Jeff Wooster (Dow Chemical) w/
Cheryl & Kathleen (EPA)
In 2011 the EPA introduced the Food Recovery Challenge (FRC) as a response to the incredible volume of food waste and wasted food destined for landfills. The ZWA Blog article, Elemental Impact Joins EPA FRC, gives a program overview. Thanks to strong EPA support, the Southeast Recycling Development Council is hosting the November 16 -18 Food Recovery Summit in Charleston, SC. The strategic plan has a strong food recovery foundation to build upon within the sustainable food management priority

With sustainable compostable packaging inherent with Sustainable Food Management, the SPC Advance was a perfect venue for the EPA to preview their SMM Strategic Plan FY 2017 - FY 2022.

Walmart Senior Sustainability Manager Ashley Hall closed the morning sessions with her Sustainable Packaging 2.0 at Walmart presentation.
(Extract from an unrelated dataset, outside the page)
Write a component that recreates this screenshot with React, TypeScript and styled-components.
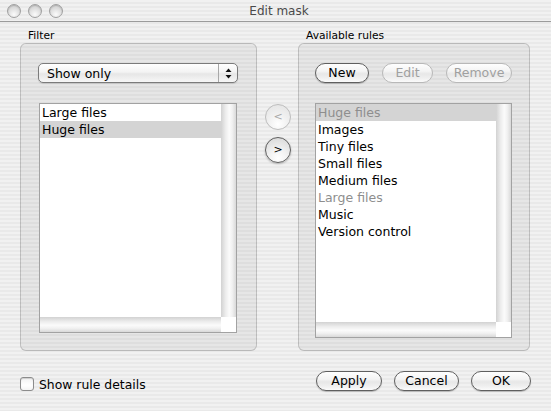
import React from "react";
import styled, { createGlobalStyle, css } from "styled-components";

const GlobalStyle = createGlobalStyle`
  html, body {
    margin: 0;
    padding: 0;
    background: #ececec;
  }
  * {
    box-sizing: border-box;
  }
`;

const pinstripe = css`
  background: repeating-linear-gradient(
    to bottom,
    #f1f1f1 0px,
    #f1f1f1 2px,
    #e9e9e9 2px,
    #e9e9e9 4px
  );
`;

const Window = styled.div`
  width: 551px;
  height: 411px;
  display: flex;
  flex-direction: column;
  font-family: "DejaVu Sans", "Liberation Sans", sans-serif;
  color: #000;
  ${pinstripe};
`;

const TitleBar = styled.div`
  height: 22px;
  display: grid;
  grid-template-columns: 1fr auto 1fr;
  align-items: center;
  border-bottom: 1px solid #9c9c9c;
  padding: 0 0 0 7px;
`;

const Lights = styled.div`
  display: flex;
  gap: 7px;
`;

const Light = styled.span`
  width: 14px;
  height: 14px;
  border-radius: 50%;
  border: 1px solid #a0a0a0;
  background: radial-gradient(
    circle at 50% 78%,
    #fbfbfb 0%,
    #e2e2e2 45%,
    #c6c6c6 100%
  );
  box-shadow: inset 0 1px 1px rgba(0, 0, 0, 0.15);
`;

const Title = styled.div`
  font-size: 12px;
  color: #4a4a4a;
`;

const Body = styled.div`
  display: grid;
  grid-template-columns: 237px 41px 232px;
  padding: 7px 21px 0 20px;
`;

const Column = styled.div`
  display: flex;
  flex-direction: column;
`;

const GroupLabel = styled.div`
  font-size: 10.7px;
  line-height: 14px;
  padding-left: 8px;
`;

const GroupBox = styled.div<{ $pad: string }>`
  height: 308px;
  display: flex;
  flex-direction: column;
  padding: ${(p) => p.$pad};
  border: 1px solid rgba(0, 0, 0, 0.17);
  border-radius: 6px;
  background: rgba(0, 0, 0, 0.045);
`;

const Popup = styled.div`
  width: 200px;
  height: 20px;
  display: flex;
  border: 1px solid #7b7b7b;
  border-radius: 5px;
  background: linear-gradient(
    to bottom,
    #ffffff 0%,
    #f3f3f3 45%,
    #e6e6e6 55%,
    #f7f7f7 100%
  );
  box-shadow: 0 1px 1px rgba(0, 0, 0, 0.12);
  font-size: 12.5px;
`;

const PopupText = styled.div`
  flex: 1;
  line-height: 19px;
  padding-left: 8px;
`;

const PopupArrows = styled.div`
  width: 19px;
  border-left: 1px solid #a8a8a8;
  display: flex;
  align-items: center;
  justify-content: center;
`;

const List = styled.div<{ $w: number; $offset: number }>`
  width: ${(p) => p.$w}px;
  margin-top: 20px;
  margin-left: ${(p) => p.$offset}px;
  flex: 1;
  display: grid;
  grid-template-columns: 1fr 15px;
  grid-template-rows: 1fr 15px;
  border: 1px solid #a2a2a2;
  background: #fff;
`;

const Rows = styled.div`
  overflow: hidden;
`;

const Row = styled.div<{ $selected?: boolean; $dim?: boolean }>`
  height: 17px;
  line-height: 16px;
  padding: 1px 0 0 2px;
  font-size: 12.5px;
  white-space: nowrap;
  color: ${(p) => (p.$dim ? "#8e8e8e" : "#000")};
  background: ${(p) => (p.$selected ? "#d4d4d4" : "transparent")};
`;

const VScroll = styled.div`
  background: linear-gradient(
    to right,
    #d2d2d2 0%,
    #ececec 30%,
    #fbfbfb 55%,
    #f1f1f1 75%,
    #d9d9d9 100%
  );
`;

const HScroll = styled.div`
  background: linear-gradient(
    to bottom,
    #d2d2d2 0%,
    #ececec 30%,
    #fbfbfb 55%,
    #f1f1f1 75%,
    #d9d9d9 100%
  );
`;

const Corner = styled.div`
  background: #fff;
`;

const MiddleColumn = styled.div`
  display: flex;
  flex-direction: column;
  align-items: center;
  padding-top: 75px;
  gap: 7px;
`;

const RoundButton = styled.button<{ $disabled?: boolean }>`
  width: 26px;
  height: 26px;
  padding: 0 0 2px 1px;
  border-radius: 50%;
  font-family: "DejaVu Sans", sans-serif;
  font-size: 11px;
  line-height: 1;
  border: 1px solid ${(p) => (p.$disabled ? "#bdbdbd" : "#5e5e5e")};
  color: ${(p) => (p.$disabled ? "#a8a8a8" : "#000")};
  background: ${(p) =>
    p.$disabled
      ? "radial-gradient(circle at 50% 80%, #ffffff 0%, #f0f0f0 45%, #e2e2e2 100%)"
      : "radial-gradient(circle at 50% 85%, #ffffff 0%, #f1f1f1 40%, #d5d5d5 100%)"};
  box-shadow: ${(p) =>
    p.$disabled ? "none" : "0 1px 2px rgba(0, 0, 0, 0.25)"};
`;

const ButtonRow = styled.div`
  display: flex;
  gap: 13px;
`;

const PushButton = styled.button<{ $w: number; $disabled?: boolean }>`
  width: ${(p) => p.$w}px;
  height: 20px;
  padding: 0;
  border-radius: 10px;
  font-family: "DejaVu Sans", sans-serif;
  font-size: 12.5px;
  line-height: 18px;
  border: 1px solid ${(p) => (p.$disabled ? "#b8b8b8" : "#5f5f5f")};
  color: ${(p) => (p.$disabled ? "#a0a0a0" : "#000")};
  background: linear-gradient(
    to bottom,
    #fefefe 0%,
    #f4f4f4 40%,
    #e7e7e7 55%,
    #f0f0f0 80%,
    #fbfbfb 100%
  );
  box-shadow: ${(p) =>
    p.$disabled ? "none" : "0 1px 1px rgba(0, 0, 0, 0.22)"};
`;

const Footer = styled.div`
  margin-top: 20px;
  height: 20px;
  display: flex;
  align-items: center;
  justify-content: space-between;
  padding: 0 20px;
`;

const CheckLabel = styled.label`
  display: flex;
  align-items: center;
  gap: 5px;
  font-size: 12.4px;
  margin-top: 6px;
`;

const CheckBox = styled.span`
  width: 14px;
  height: 14px;
  border-radius: 3px;
  border: 1px solid #8c8c8c;
  background: linear-gradient(to bottom, #f2f2f2, #ffffff 60%, #f4f4f4);
  box-shadow: inset 0 1px 1px rgba(0, 0, 0, 0.15);
`;

const FooterButtons = styled.div`
  display: flex;
  gap: 12px;
`;

const StepperIcon = () => (
  <svg width="7" height="11" viewBox="0 0 7 11">
    <path d="M3.5 0.5 L6.5 4 L0.5 4 Z" fill="#111" />
    <path d="M3.5 10.5 L6.5 7 L0.5 7 Z" fill="#111" />
  </svg>
);

const ListView = ({
  width,
  offset,
  rows,
}: {
  width: number;
  offset: number;
  rows: { label: string; selected?: boolean; dim?: boolean }[];
}) => (
  <List $w={width} $offset={offset}>
    <Rows>
      {rows.map((r, i) => (
        <Row key={i} $selected={r.selected} $dim={r.dim}>
          {r.label}
        </Row>
      ))}
    </Rows>
    <VScroll />
    <HScroll />
    <Corner />
  </List>
);

const filterRows = [
  { label: "Large files" },
  { label: "Huge files", selected: true },
];

const ruleRows = [
  { label: "Huge files", selected: true, dim: true },
  { label: "Images" },
  { label: "Tiny files" },
  { label: "Small files" },
  { label: "Medium files" },
  { label: "Large files", dim: true },
  { label: "Music" },
  { label: "Version control" },
];

export default function App() {
  return (
    <>
      <GlobalStyle />
      <Window>
        <TitleBar>
          <Lights>
            <Light />
            <Light />
            <Light />
          </Lights>
          <Title>Edit mask</Title>
          <div />
        </TitleBar>
        <Body>
          <Column>
            <GroupLabel>Filter</GroupLabel>
            <GroupBox $pad="19px 18px 17px 17px">
              <Popup>
                <PopupText>Show only</PopupText>
                <PopupArrows>
                  <StepperIcon />
                </PopupArrows>
              </Popup>
              <ListView width={198} offset={1} rows={filterRows} />
            </GroupBox>
          </Column>
          <MiddleColumn>
            <RoundButton $disabled>&lt;</RoundButton>
            <RoundButton>&gt;</RoundButton>
          </MiddleColumn>
          <Column>
            <GroupLabel>Available rules</GroupLabel>
            <GroupBox $pad="19px 17px 12px 16px">
              <ButtonRow>
                <PushButton $w={54}>New</PushButton>
                <PushButton $w={51} $disabled>
                  Edit
                </PushButton>
                <PushButton $w={66} $disabled>
                  Remove
                </PushButton>
              </ButtonRow>
              <ListView width={197} offset={0} rows={ruleRows} />
            </GroupBox>
          </Column>
        </Body>
        <Footer>
          <CheckLabel>
            <CheckBox />
            Show rule details
          </CheckLabel>
          <FooterButtons>
            <PushButton $w={66}>Apply</PushButton>
            <PushButton $w={65}>Cancel</PushButton>
            <PushButton $w={60}>OK</PushButton>
          </FooterButtons>
        </Footer>
      </Window>
    </>
  );
}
With an emphasis on selling products in recyclable packaging, Walmart participates in the SPC How2Recycle program. Ashley questions why a company does not use recycling labels on their consumer packaging. In addition, packaging made with recycled content is a Walmart priority.

After an excellent lunch served by the Omni Charlotte Hotel, Mecklenburg County Director, Solid Waste Management Jeff Smithburger opened the afternoon sessions with his The Local Perspective on Packaging Recovery presentation. On the second day, Laurette Hall, Mecklenburg County environmental manager, waste reduction, augmented Jeff's broad perspective with details on Charlotte | Meckenburg County's SSM programs in-place.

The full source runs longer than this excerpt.